Robert J. Sawyer is one of our best science fiction writers, and here he tackles one of the genre's bigger challenges -- the SF/mystery hybrid.
The challenge with mixing the two, I think, has to do with reader expectations. SF readers, enjoy -- and yes, this is a rather broad generalization -- the surprise of new gadgets, gizmos, concepts, technology. They'll let an author get away with introducing something entirely new six pages from the end of the book if it makes for an exciting finish. Mystery writers, to make an equally broad generalization, want to feel that they have a fair chance to solve the puzzle, which means that they're going to be annoyed if the solution depends on some unknown bit of technobabble that show up at the very end of the book.
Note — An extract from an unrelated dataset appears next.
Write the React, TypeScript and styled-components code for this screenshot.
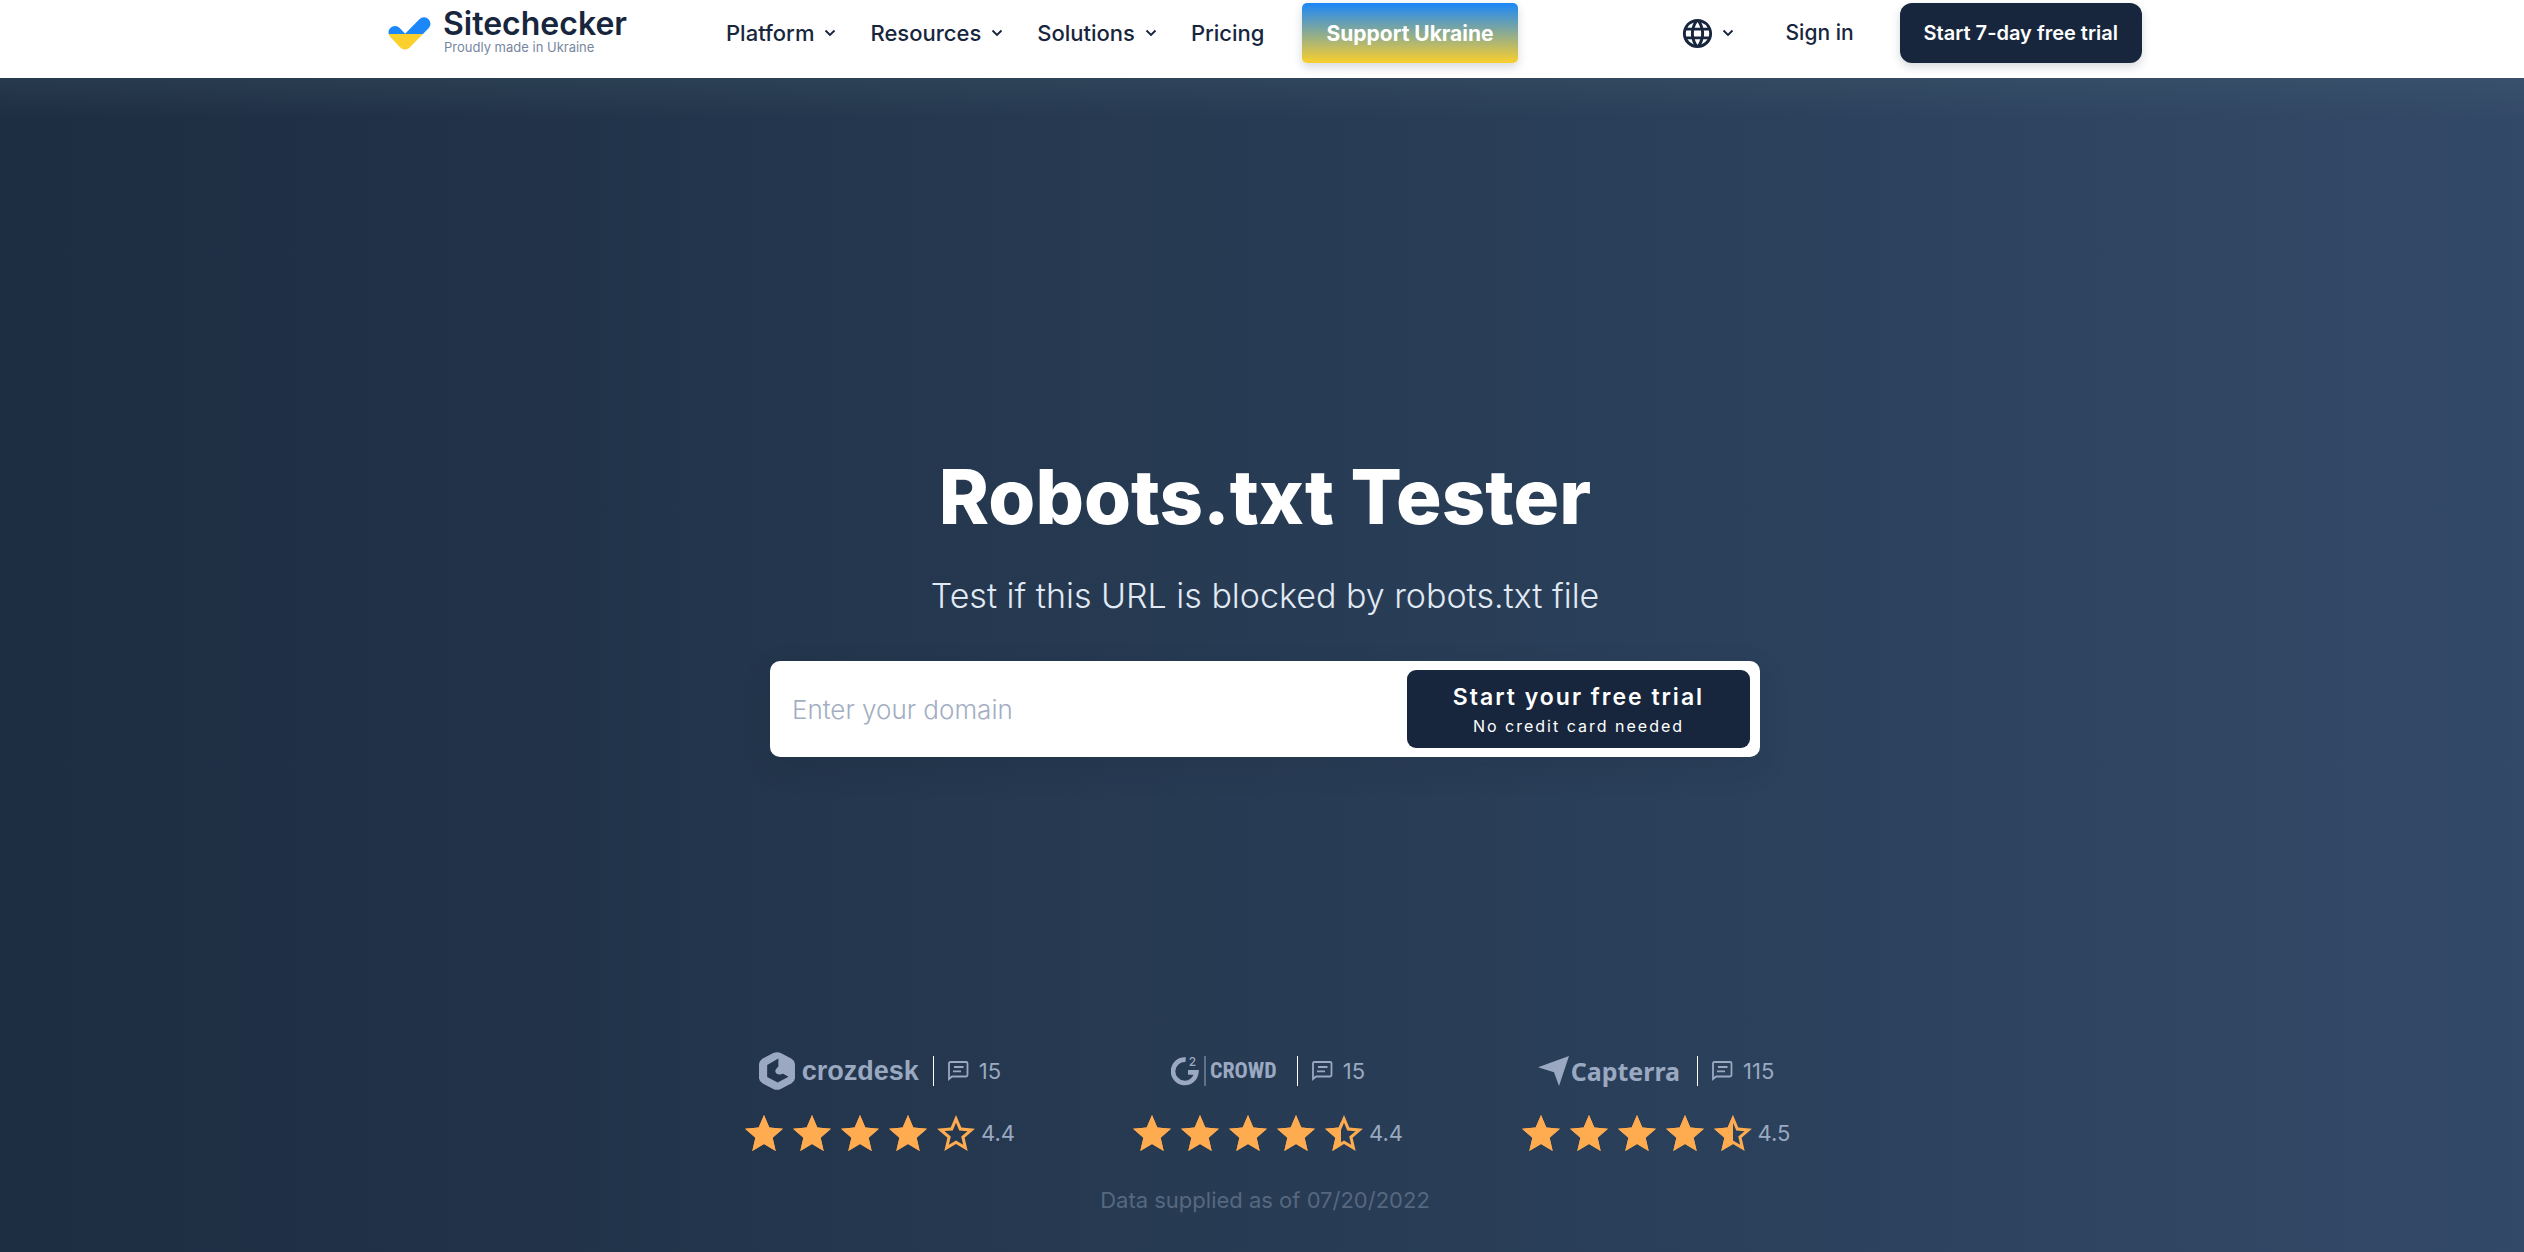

Sawyer's solution to this dilemma is to introduce only one major big new idea for his mystery readers to deal with (and by SF standards, it's neither a very big nor a very new idea). That idea is "transfers," artificial bodies into which human minds can be transferred for enhanced beauty, strength, vision -- whatever they think might be helpful; the original human body is destroyed immediately after transfer so that there's only one copy of any given person at any given time.
And throughout the early chapters of the novel, Sawyers explores the possible complications and ramifications of transfers in a crime-solving context, so that by the time we reach the climax, the reader has been given all the necessary information to stay one step ahead of the detective.
He is Alex Lomax, the only private eye in the Martian city of New Klondike, who Sawyer completists will recognize from the novella "Identity Theft." An altered version of that story makes up roughly the first quarter of Red Planet Blues; it's been fleshed out with additional characters and details to set up the plot for the rest of the novel.
That plot centers on the search for the great mother lode of Martian fossils, the location of which was kept a secret by its discoverers. All of the things you love about private eye novels are here -- cops, both honest and corrupt; beautiful dames, naive and worldly; the local powerbroker who knows where the bodies are buried (often literally). They're set against an appealing Martian backdrop; New Klondike sits under a large dome, and spacesuits are required to venture outside (unless you're a transfer, and don't actually need oxygen).
Sawyer's prose, as ever, is crisp and clean; his ideas are interesting; and his characters are a bit more fully developed than is the norm for either SF or private eye fiction. Red Planet Blues is a breezy entertainment that should please fans of both genres.